One of the reasons might be that public transport usage is often fundamentally misunderstood. A significant number of people use a car, not because they want to, but because it is their only option: People living in cities already use public transport, while rural areas (and I count everything with <25k citizens as "rural") often don't have sufficient public transport. You could start expanding public transport in those rural areas to match the one in cities, but that by itself would be an environmental catastrophe: Public transport is good in high density scenarios, where, even in the dead of night, buses or subways are relatively well filled. However, increasing public transport in low density areas will always have "dead times" in which few people transit. The issue is that you still need to send e.g. buses in those low utilization timezones since otherwise people still need a car as they cannot rely on public transport to fulfill their needs. If you want people to be able to rely on getting from A to B without a car, this problem is uncircumventable: You need a high density population that fills your public transport for it to be sensible.
For example, despite living in Germany (which overall has good public transportation) I couldn't travel from the close city (~20min drive) home on any weekday past 10:00PM. That is despite the fact I still live in a town of ~20k people. I don't even fault the people that made the decision not to drive busses here: If I drive in that 10:00PM bus, it's consistently half empty (or worse: I've also been in that bus with only 2-3 others, including the driver)!
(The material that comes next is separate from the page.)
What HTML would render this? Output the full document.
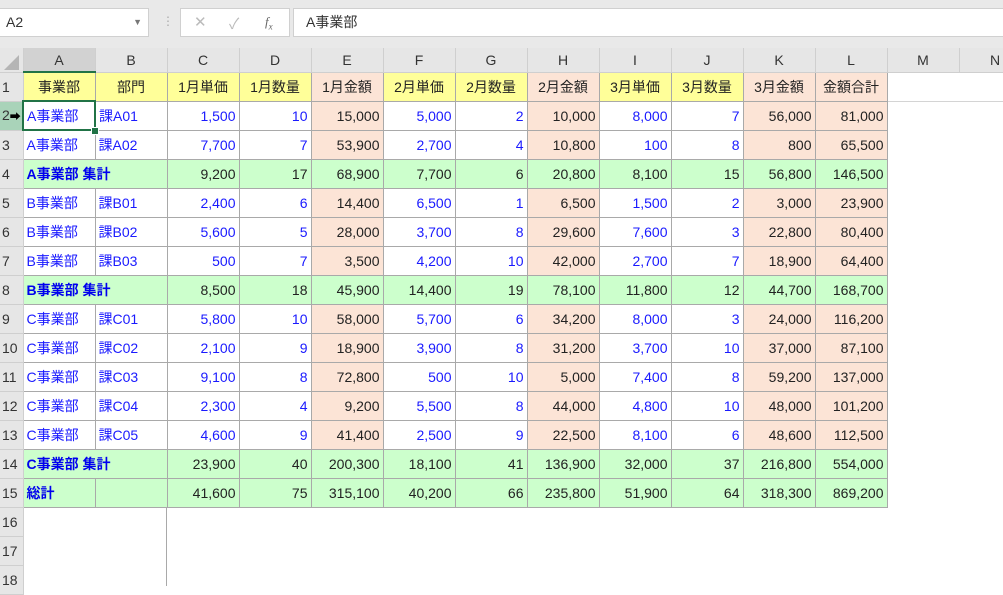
<!DOCTYPE html>
<html><head><meta charset="utf-8"><style>
body{margin:0;width:1003px;height:586px;overflow:hidden;background:#fff;font-family:"Liberation Sans","Noto Sans CJK JP",sans-serif;position:relative}
.top{position:absolute;left:0;top:0;width:1003px;height:48px;background:#e9e9e9}
.nb{position:absolute;left:0;top:8px;width:149px;height:29px;background:#fff;border:1px solid #d0d0d0;border-left:none;box-sizing:border-box;font-size:14px;line-height:27px;padding-left:6px;color:#333}
.fx{position:absolute;left:180px;top:8px;width:110px;height:29px;background:#fff;border:1px solid #d0d0d0;box-sizing:border-box;color:#bbb;font-size:15px}
.fb{position:absolute;left:293px;top:8px;width:710px;height:29px;background:#fff;border:1px solid #d0d0d0;border-right:none;box-sizing:border-box;font-size:14px;line-height:27px;padding-left:12px;color:#333}
table{position:absolute;left:0;top:48px;width:1031px;border-collapse:collapse;table-layout:fixed;font-size:14px}
td{height:29px;padding:0 3px;border:1px solid #a9a9a9;white-space:nowrap;overflow:hidden;text-align:right;color:#1a1aff;box-sizing:border-box}
tr.h td{height:24px;background:#e6e6e6;color:#333;text-align:center;border:1px solid #cfcfcf;border-top:none;font-size:14px}
td.r{background:#e6e6e6;color:#333;text-align:left;padding-left:2px;border:1px solid #cfcfcf;border-left:none}
td.y{background:#ffff99;color:#222;text-align:center}
td.hs{background:#fce4d6;color:#222;text-align:center}
td.s{background:#fce4d6;color:#222}
td.g{background:#ccffcc;color:#222}
td.gl{background:#ccffcc;color:#0000ee;font-weight:bold;text-align:left}
td.l{text-align:left}
td.e{border:none}
.tri{position:absolute;left:4px;top:55px;width:0;height:0;border-left:15px solid transparent;border-bottom:15px solid #b5b5b5}
</style></head><body>
<div class="top"></div>
<div class="nb">A2<span style="position:absolute;right:6px;top:0;font-size:9px;color:#777">▼</span></div>
<div style="position:absolute;left:162px;top:14px;color:#aaa;font-size:12px">⋮</div>
<div class="fx"><span style="position:absolute;left:13px;top:4px">✕</span><span style="position:absolute;left:48px;top:4px">✓</span><span style="position:absolute;left:84px;top:5px;color:#666;font-style:italic;font-family:'Liberation Serif',serif;font-size:13px">f<sub style="font-size:9px">x</sub></span></div>
<div class="fb">A事業部</div>
<table>
<colgroup><col style="width:23px"><col style="width:72px"><col style="width:72px"><col style="width:72px"><col style="width:72px"><col style="width:72px"><col style="width:72px"><col style="width:72px"><col style="width:72px"><col style="width:72px"><col style="width:72px"><col style="width:72px"><col style="width:72px"><col style="width:72px"><col style="width:72px"></colgroup>
<tr class="h"><td style="border-left:none"></td><td style="background:#d2d2d2;border-bottom:2px solid #217346">A</td><td>B</td><td>C</td><td>D</td><td>E</td><td>F</td><td>G</td><td>H</td><td>I</td><td>J</td><td>K</td><td>L</td><td>M</td><td>N</td></tr>
<tr><td class="r">1</td><td class="y">事業部</td><td class="y">部門</td><td class="y">1月単価</td><td class="y">1月数量</td><td class="hs">1月金額</td><td class="y">2月単価</td><td class="y">2月数量</td><td class="hs">2月金額</td><td class="y">3月単価</td><td class="y">3月数量</td><td class="hs">3月金額</td><td class="hs">金額合計</td><td class="e" style="border-bottom:1px solid #d4d4d4"></td><td class="e" style="border-bottom:1px solid #d4d4d4"></td></tr>
<tr><td class="r" style="background:#a9d3b9">2<span style="color:#000;font-size:11px">➡</span></td><td class="l" style="border:2px solid #217346">A事業部</td><td class="l">課A01</td><td>1,500</td><td>10</td><td class="s">15,000</td><td>5,000</td><td>2</td><td class="s">10,000</td><td>8,000</td><td>7</td><td class="s">56,000</td><td class="s">81,000</td><td class="e"></td><td class="e"></td></tr>
<tr><td class="r">3</td><td class="l">A事業部</td><td class="l">課A02</td><td>7,700</td><td>7</td><td class="s">53,900</td><td>2,700</td><td>4</td><td class="s">10,800</td><td>100</td><td>8</td><td class="s">800</td><td class="s">65,500</td><td class="e"></td><td class="e"></td></tr>
<tr><td class="r">4</td><td class="gl" colspan="2">A事業部 集計</td><td class="g">9,200</td><td class="g">17</td><td class="g">68,900</td><td class="g">7,700</td><td class="g">6</td><td class="g">20,800</td><td class="g">8,100</td><td class="g">15</td><td class="g">56,800</td><td class="g">146,500</td><td class="e"></td><td class="e"></td></tr>
<tr><td class="r">5</td><td class="l">B事業部</td><td class="l">課B01</td><td>2,400</td><td>6</td><td class="s">14,400</td><td>6,500</td><td>1</td><td class="s">6,500</td><td>1,500</td><td>2</td><td class="s">3,000</td><td class="s">23,900</td><td class="e"></td><td class="e"></td></tr>
<tr><td class="r">6</td><td class="l">B事業部</td><td class="l">課B02</td><td>5,600</td><td>5</td><td class="s">28,000</td><td>3,700</td><td>8</td><td class="s">29,600</td><td>7,600</td><td>3</td><td class="s">22,800</td><td class="s">80,400</td><td class="e"></td><td class="e"></td></tr>
<tr><td class="r">7</td><td class="l">B事業部</td><td class="l">課B03</td><td>500</td><td>7</td><td class="s">3,500</td><td>4,200</td><td>10</td><td class="s">42,000</td><td>2,700</td><td>7</td><td class="s">18,900</td><td class="s">64,400</td><td class="e"></td><td class="e"></td></tr>
<tr><td class="r">8</td><td class="gl" colspan="2">B事業部 集計</td><td class="g">8,500</td><td class="g">18</td><td class="g">45,900</td><td class="g">14,400</td><td class="g">19</td><td class="g">78,100</td><td class="g">11,800</td><td class="g">12</td><td class="g">44,700</td><td class="g">168,700</td><td class="e"></td><td class="e"></td></tr>
<tr><td class="r">9</td><td class="l">C事業部</td><td class="l">課C01</td><td>5,800</td><td>10</td><td class="s">58,000</td><td>5,700</td><td>6</td><td class="s">34,200</td><td>8,000</td><td>3</td><td class="s">24,000</td><td class="s">116,200</td><td class="e"></td><td class="e"></td></tr>
<tr><td class="r">10</td><td class="l">C事業部</td><td class="l">課C02</td><td>2,100</td><td>9</td><td class="s">18,900</td><td>3,900</td><td>8</td><td class="s">31,200</td><td>3,700</td><td>10</td><td class="s">37,000</td><td class="s">87,100</td><td class="e"></td><td class="e"></td></tr>
<tr><td class="r">11</td><td class="l">C事業部</td><td class="l">課C03</td><td>9,100</td><td>8</td><td class="s">72,800</td><td>500</td><td>10</td><td class="s">5,000</td><td>7,400</td><td>8</td><td class="s">59,200</td><td class="s">137,000</td><td class="e"></td><td class="e"></td></tr>
<tr><td class="r">12</td><td class="l">C事業部</td><td class="l">課C04</td><td>2,300</td><td>4</td><td class="s">9,200</td><td>5,500</td><td>8</td><td class="s">44,000</td><td>4,800</td><td>10</td><td class="s">48,000</td><td class="s">101,200</td><td class="e"></td><td class="e"></td></tr>
<tr><td class="r">13</td><td class="l">C事業部</td><td class="l">課C05</td><td>4,600</td><td>9</td><td class="s">41,400</td><td>2,500</td><td>9</td><td class="s">22,500</td><td>8,100</td><td>6</td><td class="s">48,600</td><td class="s">112,500</td><td class="e"></td><td class="e"></td></tr>
<tr><td class="r">14</td><td class="gl" colspan="2">C事業部 集計</td><td class="g">23,900</td><td class="g">40</td><td class="g">200,300</td><td class="g">18,100</td><td class="g">41</td><td class="g">136,900</td><td class="g">32,000</td><td class="g">37</td><td class="g">216,800</td><td class="g">554,000</td><td class="e"></td><td class="e"></td></tr>
<tr><td class="r">15</td><td class="gl">総計</td><td class="g"></td><td class="g">41,600</td><td class="g">75</td><td class="g">315,100</td><td class="g">40,200</td><td class="g">66</td><td class="g">235,800</td><td class="g">51,900</td><td class="g">64</td><td class="g">318,300</td><td class="g">869,200</td><td class="e"></td><td class="e"></td></tr>
<tr><td class="r">16</td><td class="e" colspan="14"></td></tr>
<tr><td class="r">17</td><td class="e" colspan="14"></td></tr>
<tr><td class="r">18</td><td class="e" colspan="14"></td></tr>
</table>
<div class="tri"></div>
<div style="position:absolute;left:166px;top:507px;width:1px;height:79px;background:#a9a9a9"></div>
<div style="position:absolute;left:91px;top:127px;width:6px;height:6px;background:#217346;border:1px solid #fff"></div>
</body></html>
The solution isn't to tax cars to high heavens, as that decreases the likelihood of people moving outside of cities. Too many people inside cities yields its own share of well-known problems, like high rent prices due to high demand for a, by definition, limited amount of space (density = people/area).
I think the solution for this is much simpler: Specifically subsidize work related transportation by giving people money proportional to the maximal transportation costs (which usually will be a car). This prevents subsidizing "fun drives", while also encouraging people to use public transport when available. This money can be clawed back from employers, which also encourages them to offer e.g. work-from-home (which from both an environmental and congestion POV trumps even public transport). Since transportation is now well supported via taxes, we can use the saved money to increase public transport where it is logical: people living outside of high density areas _should_ use a car because building a public transport system has too high of an environmental overhead (though stuff like ample parking should exist outside of any high density area to allow for a switch from car->public transport)
Stuff like luxury cars or private air travel obviously should also be taxed, but not because it's transportation, but because highly expensive items for the 1% should be taxed in _any_ case (e.g. an idea would be a progressive VAT which is low for cheap items like food, but high for expensive items like private jets).